:: Data segment ::

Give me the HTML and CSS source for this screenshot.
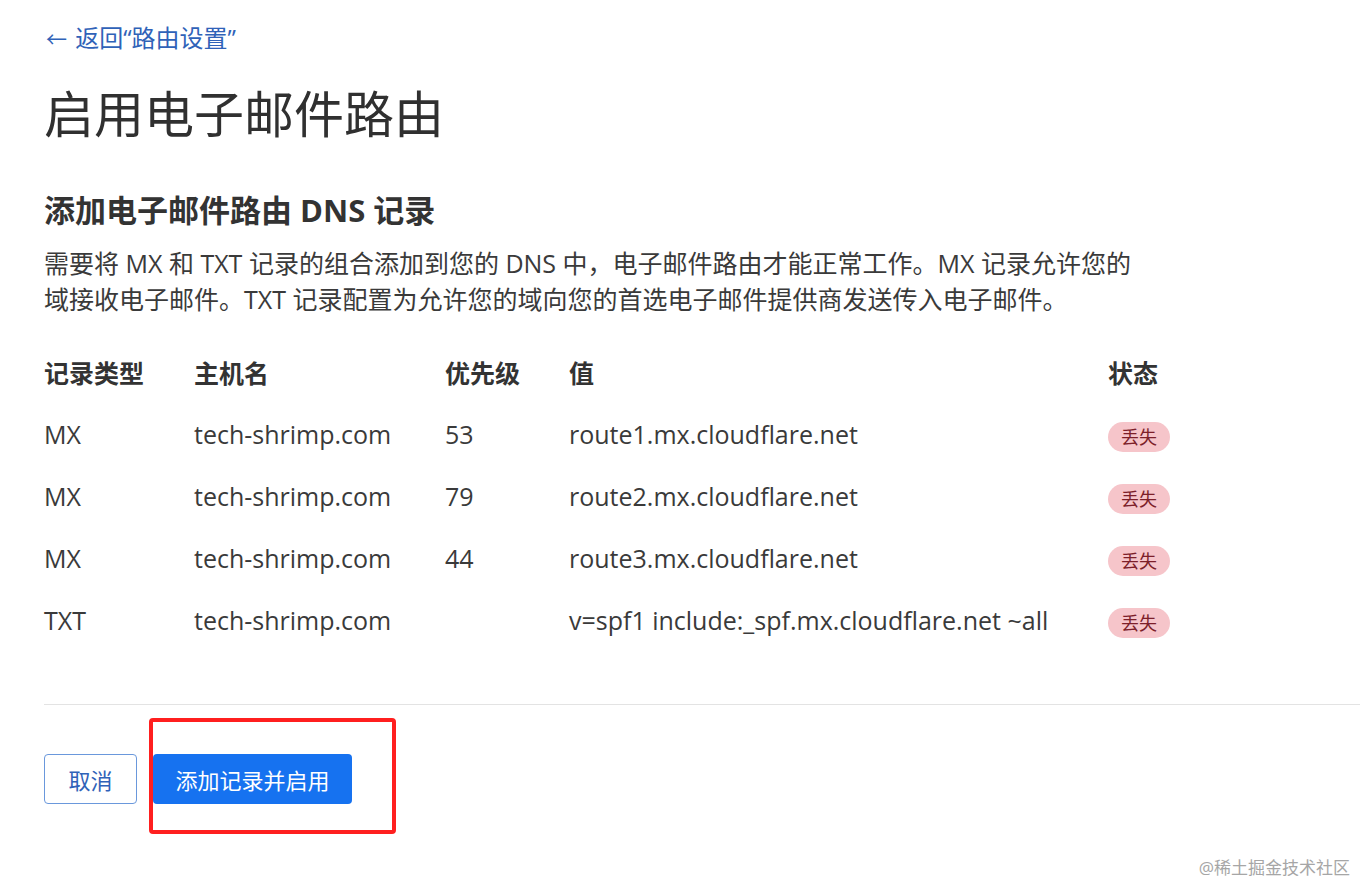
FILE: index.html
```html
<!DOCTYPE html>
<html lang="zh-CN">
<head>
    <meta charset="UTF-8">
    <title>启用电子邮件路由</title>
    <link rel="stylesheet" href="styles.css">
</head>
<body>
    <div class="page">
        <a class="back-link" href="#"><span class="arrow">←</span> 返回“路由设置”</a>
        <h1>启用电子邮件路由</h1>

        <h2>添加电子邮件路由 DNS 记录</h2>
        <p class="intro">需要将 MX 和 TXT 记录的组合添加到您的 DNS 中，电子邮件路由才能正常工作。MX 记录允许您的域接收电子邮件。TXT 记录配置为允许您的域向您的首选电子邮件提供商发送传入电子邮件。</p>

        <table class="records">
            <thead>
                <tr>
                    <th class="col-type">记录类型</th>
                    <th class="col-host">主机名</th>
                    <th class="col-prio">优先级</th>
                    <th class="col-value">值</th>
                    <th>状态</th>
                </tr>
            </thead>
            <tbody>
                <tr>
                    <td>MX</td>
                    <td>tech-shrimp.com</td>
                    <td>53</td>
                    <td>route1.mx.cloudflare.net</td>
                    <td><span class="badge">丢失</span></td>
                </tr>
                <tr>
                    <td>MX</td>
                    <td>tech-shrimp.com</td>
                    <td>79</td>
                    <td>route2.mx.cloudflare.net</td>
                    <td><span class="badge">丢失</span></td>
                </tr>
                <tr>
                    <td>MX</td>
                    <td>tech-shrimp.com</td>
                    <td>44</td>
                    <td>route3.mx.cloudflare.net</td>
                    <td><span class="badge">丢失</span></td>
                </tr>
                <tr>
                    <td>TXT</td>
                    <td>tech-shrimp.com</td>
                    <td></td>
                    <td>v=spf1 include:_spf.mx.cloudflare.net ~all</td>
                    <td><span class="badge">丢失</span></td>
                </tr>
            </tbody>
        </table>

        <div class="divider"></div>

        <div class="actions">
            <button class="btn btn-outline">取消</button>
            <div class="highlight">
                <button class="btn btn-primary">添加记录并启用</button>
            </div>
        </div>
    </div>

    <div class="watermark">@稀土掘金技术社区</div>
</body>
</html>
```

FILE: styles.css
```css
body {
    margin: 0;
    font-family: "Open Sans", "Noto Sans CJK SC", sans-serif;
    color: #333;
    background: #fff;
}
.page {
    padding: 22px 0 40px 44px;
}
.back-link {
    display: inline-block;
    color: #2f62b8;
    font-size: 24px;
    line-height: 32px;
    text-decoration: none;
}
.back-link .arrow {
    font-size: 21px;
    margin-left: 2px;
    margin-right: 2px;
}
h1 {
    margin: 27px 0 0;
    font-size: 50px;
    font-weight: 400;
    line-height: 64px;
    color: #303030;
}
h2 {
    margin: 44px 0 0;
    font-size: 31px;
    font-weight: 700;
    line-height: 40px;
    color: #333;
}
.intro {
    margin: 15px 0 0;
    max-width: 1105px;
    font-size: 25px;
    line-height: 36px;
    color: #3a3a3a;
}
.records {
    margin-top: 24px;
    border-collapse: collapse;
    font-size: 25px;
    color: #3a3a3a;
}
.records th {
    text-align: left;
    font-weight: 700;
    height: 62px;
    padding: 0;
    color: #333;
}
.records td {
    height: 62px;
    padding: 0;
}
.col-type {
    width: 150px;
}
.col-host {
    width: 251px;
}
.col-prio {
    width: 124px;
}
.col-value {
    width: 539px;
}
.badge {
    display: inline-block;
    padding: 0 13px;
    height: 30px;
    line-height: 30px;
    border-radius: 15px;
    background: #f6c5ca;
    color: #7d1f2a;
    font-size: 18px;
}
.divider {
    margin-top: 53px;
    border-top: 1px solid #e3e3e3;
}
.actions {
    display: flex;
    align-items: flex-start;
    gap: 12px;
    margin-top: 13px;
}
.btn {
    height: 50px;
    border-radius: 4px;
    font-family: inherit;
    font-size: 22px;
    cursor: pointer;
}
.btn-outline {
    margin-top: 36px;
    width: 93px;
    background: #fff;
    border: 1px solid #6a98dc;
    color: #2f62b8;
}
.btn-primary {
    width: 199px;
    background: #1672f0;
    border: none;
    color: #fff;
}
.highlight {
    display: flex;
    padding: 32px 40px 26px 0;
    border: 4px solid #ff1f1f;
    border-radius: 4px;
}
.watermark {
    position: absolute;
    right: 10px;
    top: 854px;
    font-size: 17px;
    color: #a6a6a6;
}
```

:::

• _Problem requirements_
Write out the listing above again, exactly, but with no pictures in the copy.

• _Task output_
Give me the HTML and CSS source for this screenshot.
FILE: index.html
```html
<!DOCTYPE html>
<html lang="zh-CN">
<head>
    <meta charset="UTF-8">
    <title>启用电子邮件路由</title>
    <link rel="stylesheet" href="styles.css">
</head>
<body>
    <div class="page">
        <a class="back-link" href="#"><span class="arrow">←</span> 返回“路由设置”</a>
        <h1>启用电子邮件路由</h1>

        <h2>添加电子邮件路由 DNS 记录</h2>
        <p class="intro">需要将 MX 和 TXT 记录的组合添加到您的 DNS 中，电子邮件路由才能正常工作。MX 记录允许您的域接收电子邮件。TXT 记录配置为允许您的域向您的首选电子邮件提供商发送传入电子邮件。</p>

        <table class="records">
            <thead>
                <tr>
                    <th class="col-type">记录类型</th>
                    <th class="col-host">主机名</th>
                    <th class="col-prio">优先级</th>
                    <th class="col-value">值</th>
                    <th>状态</th>
                </tr>
            </thead>
            <tbody>
                <tr>
                    <td>MX</td>
                    <td>tech-shrimp.com</td>
                    <td>53</td>
                    <td>route1.mx.cloudflare.net</td>
                    <td><span class="badge">丢失</span></td>
                </tr>
                <tr>
                    <td>MX</td>
                    <td>tech-shrimp.com</td>
                    <td>79</td>
                    <td>route2.mx.cloudflare.net</td>
                    <td><span class="badge">丢失</span></td>
                </tr>
                <tr>
                    <td>MX</td>
                    <td>tech-shrimp.com</td>
                    <td>44</td>
                    <td>route3.mx.cloudflare.net</td>
                    <td><span class="badge">丢失</span></td>
                </tr>
                <tr>
                    <td>TXT</td>
                    <td>tech-shrimp.com</td>
                    <td></td>
                    <td>v=spf1 include:_spf.mx.cloudflare.net ~all</td>
                    <td><span class="badge">丢失</span></td>
                </tr>
            </tbody>
        </table>

        <div class="divider"></div>

        <div class="actions">
            <button class="btn btn-outline">取消</button>
            <div class="highlight">
                <button class="btn btn-primary">添加记录并启用</button>
            </div>
        </div>
    </div>

    <div class="watermark">@稀土掘金技术社区</div>
</body>
</html>
```

FILE: styles.css
```css
body {
    margin: 0;
    font-family: "Open Sans", "Noto Sans CJK SC", sans-serif;
    color: #333;
    background: #fff;
}
.page {
    padding: 22px 0 40px 44px;
}
.back-link {
    display: inline-block;
    color: #2f62b8;
    font-size: 24px;
    line-height: 32px;
    text-decoration: none;
}
.back-link .arrow {
    font-size: 21px;
    margin-left: 2px;
    margin-right: 2px;
}
h1 {
    margin: 27px 0 0;
    font-size: 50px;
    font-weight: 400;
    line-height: 64px;
    color: #303030;
}
h2 {
    margin: 44px 0 0;
    font-size: 31px;
    font-weight: 700;
    line-height: 40px;
    color: #333;
}
.intro {
    margin: 15px 0 0;
    max-width: 1105px;
    font-size: 25px;
    line-height: 36px;
    color: #3a3a3a;
}
.records {
    margin-top: 24px;
    border-collapse: collapse;
    font-size: 25px;
    color: #3a3a3a;
}
.records th {
    text-align: left;
    font-weight: 700;
    height: 62px;
    padding: 0;
    color: #333;
}
.records td {
    height: 62px;
    padding: 0;
}
.col-type {
    width: 150px;
}
.col-host {
    width: 251px;
}
.col-prio {
    width: 124px;
}
.col-value {
    width: 539px;
}
.badge {
    display: inline-block;
    padding: 0 13px;
    height: 30px;
    line-height: 30px;
    border-radius: 15px;
    background: #f6c5ca;
    color: #7d1f2a;
    font-size: 18px;
}
.divider {
    margin-top: 53px;
    border-top: 1px solid #e3e3e3;
}
.actions {
    display: flex;
    align-items: flex-start;
    gap: 12px;
    margin-top: 13px;
}
.btn {
    height: 50px;
    border-radius: 4px;
    font-family: inherit;
    font-size: 22px;
    cursor: pointer;
}
.btn-outline {
    margin-top: 36px;
    width: 93px;
    background: #fff;
    border: 1px solid #6a98dc;
    color: #2f62b8;
}
.btn-primary {
    width: 199px;
    background: #1672f0;
    border: none;
    color: #fff;
}
.highlight {
    display: flex;
    padding: 32px 40px 26px 0;
    border: 4px solid #ff1f1f;
    border-radius: 4px;
}
.watermark {
    position: absolute;
    right: 10px;
    top: 854px;
    font-size: 17px;
    color: #a6a6a6;
}
```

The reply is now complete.